Por imperativo de la edad, cada vez quedamos menos de los que participamos en mayor o menor medida en la apasionante tarea de llevar a cabo la Transición. Para empujarnos un poco más, parió la abuela en forma de COVID-19, que se ha encargado de aligerar esa lista. El Gobierno, cicatero y falso, les falta el respeto a buena parte de ellos al negarles la condición de víctimas de la pandemia con tal de ocultar las vergüenzas de hacer pódium mundial. Son más de 130.000 los fallecidos que certifica el INE o el Instituto Carlos III, en su gran mayoría pertenecientes a la generación del 75, los que vivimos la mitad de nuestra vida bajo la dictadura y la otra mitad en libertad.
El escenario de nuestra infancia se desarrolló en ciudades tristes, grises y oscuras en las que la pobreza, el estraperlo, el tifus, la tisis, los sabañones, los piojos anidando en las cabelleras de los chavales, la prostitución de subsistencia y el hambre campaban por sus respetos. Viudas por doquier, viudas de luto con la vida rota y otras que esperaban a sus maridos sin querer aceptar que también eran viudas; analfabetos, muchos, tantos como curas de sotana y teja y monjas con hábito largo y toca blanca con alas almidonadas. Internados de huérfanos donde las viudas se apresuraban a depositar a sus hijos; sueldos míseros, economatos, pan negro y boniatos. Las mujeres con medias y velo negros atestando las iglesias.
Somos aquellos que pasamos la adolescencia en un mundo sin aviones, sin automóviles en las calles, sin televisor, sin electrodomésticos, sin ducha ni agua caliente, sin fines de semana, sin ordenadores, que entonces suplían la tiza, la pizarra y el pizarrín, sin antibióticos, con un nivel de vida más bajo que el más bajo de hoy.
Podemos decir que a lo largo de nuestros años hemos vivido dos formas de vida diferentes, en dos sociedades completamente opuestas. Hemos sido sometidos a permanentes procesos de ajustes adaptativos en educación, costumbres, modas, gustos, lenguaje, relaciones interpersonales, prácticas sociales...

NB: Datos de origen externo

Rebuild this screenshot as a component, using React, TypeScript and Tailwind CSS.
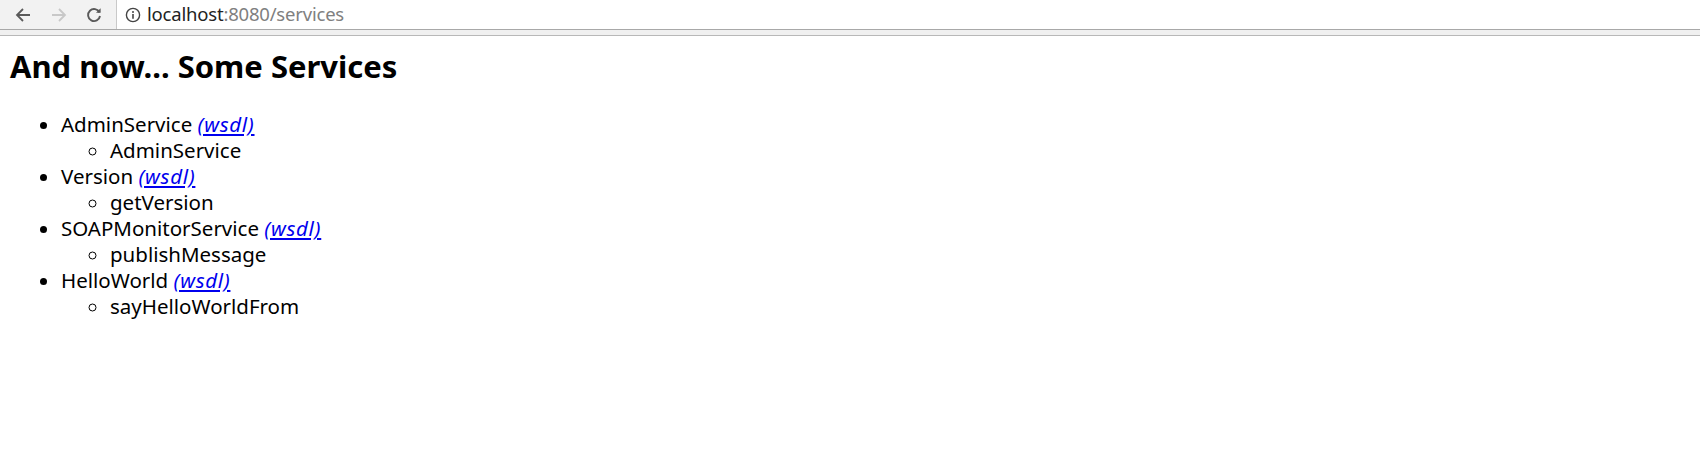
import React from "react";

const services = [
  { name: "AdminService", ops: ["AdminService"] },
  { name: "Version", ops: ["getVersion"] },
  { name: "SOAPMonitorService", ops: ["publishMessage"] },
  { name: "HelloWorld", ops: ["sayHelloWorldFrom"] },
];

export default function App() {
  return (
    <div className="w-[1700px] h-[450px] bg-white overflow-hidden" style={{ fontFamily: '"Noto Sans", "Open Sans", sans-serif' }}>
      {/* browser toolbar */}
      <div className="h-[29px] bg-[#f2f2f2] flex items-stretch">
        <div className="w-[116px] flex items-center">
          <svg width="18" height="18" viewBox="0 0 18 18" className="ml-[14px]">
            <path d="M16 9H3M9 3L3 9l6 6" stroke="#5a5a5a" strokeWidth="1.8" fill="none" />
          </svg>
          <svg width="18" height="18" viewBox="0 0 18 18" className="ml-[18px]">
            <path d="M2 9h13M9 3l6 6-6 6" stroke="#c8c8c8" strokeWidth="1.8" fill="none" />
          </svg>
          <svg width="18" height="18" viewBox="0 0 18 18" className="ml-[17px]">
            <path d="M14.5 6.5A6 6 0 1 0 15 10" stroke="#5a5a5a" strokeWidth="1.9" fill="none" />
            <path d="M11 6.8h4.6V2.2z" fill="#5a5a5a" />
          </svg>
        </div>
        <div className="flex-1 bg-white border-l border-[#c9c9c9] flex items-center pl-[8px]">
          <svg width="16" height="16" viewBox="0 0 16 16">
            <circle cx="8" cy="8" r="6.6" stroke="#444" strokeWidth="1.4" fill="none" />
            <circle cx="8" cy="4.9" r="1" fill="#444" />
            <path d="M8 7v4.8" stroke="#444" strokeWidth="1.6" />
          </svg>
          <span className="ml-[6px] text-[18.5px] leading-none text-[#222] tracking-[-0.2px]">
            localhost<span className="text-[#808080]">:8080/services</span>
          </span>
        </div>
      </div>
      <div className="h-[1px] bg-[#a8a8a8]" />
      <div className="h-[5px] bg-[#f0f0f0]" />
      <div className="h-[1px] bg-[#b8b8b8]" />

      <div className="pl-[10px] text-black">
        <h1 className="text-[31px] font-bold leading-none mt-[15px]">And now... Some Services</h1>
        <ul className="list-disc pl-[51px] mt-[29px] text-[20.5px] leading-[26px]">
          {services.map((s) => (
            <li key={s.name}>
              {s.name}{" "}
              <a href="#" className="italic underline text-[#0000ee] tracking-[0.7px]">(wsdl)</a>
              <ul className="list-[circle] pl-[49px]">
                {s.ops.map((o) => (
                  <li key={o}>{o}</li>
                ))}
              </ul>
            </li>
          ))}
        </ul>
      </div>
    </div>
  );
}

Con la llegada del nuevo régimen político, se tuvo que modificar todo el entramado legal, incluso la escala de valores, lo que produjo desajustes y tensiones en la adaptación a las nuevas circunstancias políticas y sociales. Nos tocaron tiempos en los que se condenaban y perseguían conductas y costumbres que luego resultaron normales y respetables, y las mujeres pasaron de ser poco menos que unas siervas a que se reconociera la igualdad entre los sexos. Entre nuestros nietos y nosotros puede haber muchas más diferencias que entre nosotros y nuestros antepasados de hace unos cuantos siglos. Esos cambios tan profundos, rápidos e intensos, han influido, sin duda, en diferentes facetas de nuestra personalidad.
Así, por encima, podemos decir que desde que nacimos hasta ahora España casi ha duplicado la población, ha abandonado el campo y se ha concentrado en las ciudades. Pasamos de padecer en nuestros primeros años el mínimo consumo de una sociedad empobrecida a la sociedad actual, en la que la gran mayoría de la población tiene a su alcance toda clase de bienes de consumo.
En el último tramo de nuestra vida aún nos ha dado tiempo para estar viviendo la explosión de toda clase de derechos, el envejecimiento de la población, la precariedad del empleo, que nos crea incertidumbre y preocupación por el porvenir nuestros hijos y nietos, la omnipresencia de la tecnología, que ha cambiado la forma de estudiar, de trabajar, de relacionarse, de pensar… y que nos obliga a pedirles a nuestros nietos, que nos echen una mano con el ordenador. Y como último fenómeno, por ahora, el desafío medioambiental.
El resumen de toda esa vida revolucionada, tenemos que admitir que ha sido positivo. Hemos tenido la suerte de ser la primera generación de españoles en la historia contemporánea, que, aunque apechugamos con las consecuencias de la Guerra Civil, no hemos conocido la guerra. Y en el aspecto social siempre hemos ido de menos a más.
Esta generación siente la amargura de dejar a sus hijos y nietos un país que chapotea en la vulgaridad estética y moral, con una estructura disfuncional e insostenible, un Gobierno apoyado por grupos cuyo objetivo es tumbar el sistema del 78 que con tanto esfuerzo nos dimos; con las libertades recortadas, los poderes del Estado confundidos, la monarquía acosada y la ciudadanía desmoralizada.
Los viejos rockeros dejamos en marcha un proceso de involución cuyo objetivo no es otro que destruir el orden constitucional.